Application of Last Resort

Humanitarian and Compassionate applications are, by definition, made by those in very difficult circumstances.  That said, though no one knows the exact number, some believe there may be as many as 100,000  illegal immigrants living in Toronto alone.  Clearly Immigration understands that if all such people, who are often living in difficult circumstances, were to make Humanitarian and Compassionate applications, and were to be accepted it would amount to a general amnesty.  No such amnesty is contemplated and thus Immigration only accepts a small number of the Humanitarian and Compassionate applications which are received each year.

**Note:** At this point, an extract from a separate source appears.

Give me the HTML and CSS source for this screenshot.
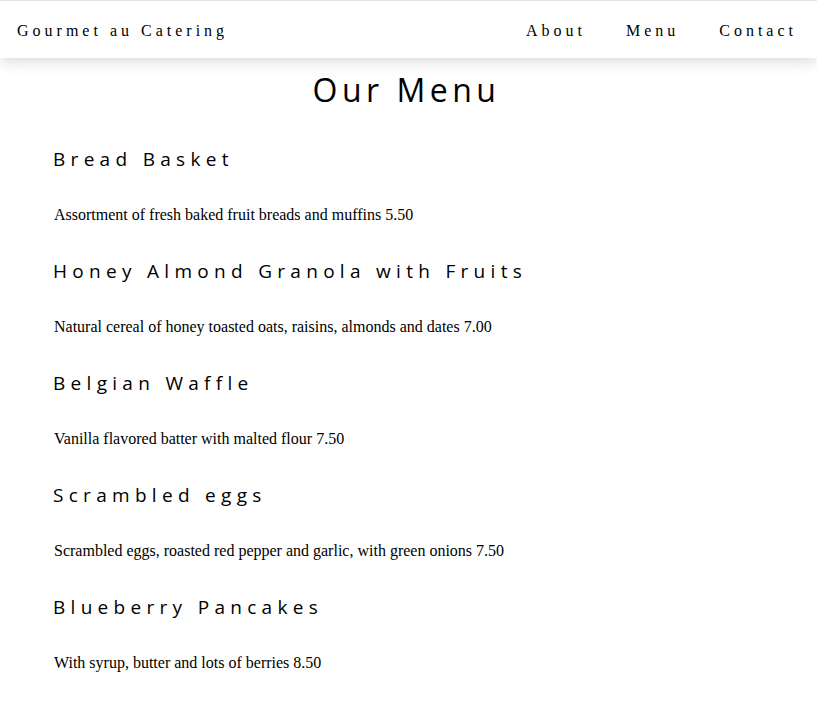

In 2011 Immigration accepted only 2600 Humanitarian and Compassionate applications.  Some guesstimate the acceptance rate at a range of between 10 and 20 percent.

As a result of the low acceptance rate no one applying for a Humanitarian and Compassionate claim should believe (or accept someone else’s representations) that one’s chances of success are high.  There are certainly cases where the chances of success are higher than in other cases but all applications must be made with the understanding that they are difficult cases to win.  If a representative tells you otherwise you should get a second opinion.

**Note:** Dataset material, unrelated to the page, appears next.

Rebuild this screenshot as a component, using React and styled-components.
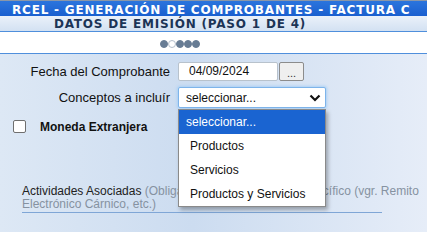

 How can I improve my chances of success?

As noted above Immigration can take into consideration many different kinds of factors but generally they are trying to assess these basic factors.

□       Are you going to face undue harm upon return to your home country?

□       How well established or tied you are toCanada?

□       Will it be in the best interests of your child if you are returned to your home country?

The job of the applicant is to document each of these factors as well as possible to prove his/her case.  Be aware that after the application is made the applicant is entitled to supplement it with additional information.  Often claims take more than a year to determine so there may be substantive information to add to the application like the birth of a child or a change of job or growth of a business.

What if I am under a Removal Order

Humanitarian and Compassionate applications do not prevent deportation.  Applicants should be aware that there is nothing that technically prevents Immigration from removing a person before their Humanitarian and Compassionate application is heard.  The Federal Court has ruled that Humanitarian and Compassionate applications cannot be issued as a strategy to avoid deportation.  A general rule of thumb is that the earlier the Humanitarian and Compassionate application is made the better chance there is that the decision will be made prior to any removal.

Due to the fact that risk factors are not considered in the Humanitarian and Compassionate application, the Federal Court is more willing to allow a deportation even where there is a pending Humanitarian and Compassionate application.  It should be noted that if a person is removed before the Humanitarian and Compassionate application is decided, the application still must be determined by Immigration.  In the event the decision is positive the person will be provided with a permanent resident visa and allowed to return to Canada using that visa.

How much does it Cost?

Humanitarian and Compassionate applications cost $550 per adult and $150 per child included in the application.  Additionally there is a $490 Right of Permanent Resident Fee (RPRF) payable by the principal applicant and accompanying spouse, in the event the application is approved.

How long does it take?

 There is no easy answer to this question.  It is fair to assume no decision will be received within the first year.  Most cases are decided within 1-3 years.


Note: Under the new Bill 31 the government has proposed restricting access to Humanitarian and Compassionate applications by refusing any H&C application from failed refugee claimants within one year of their negative decision.  These provisions are scheduled to take effect by June 30, 2012.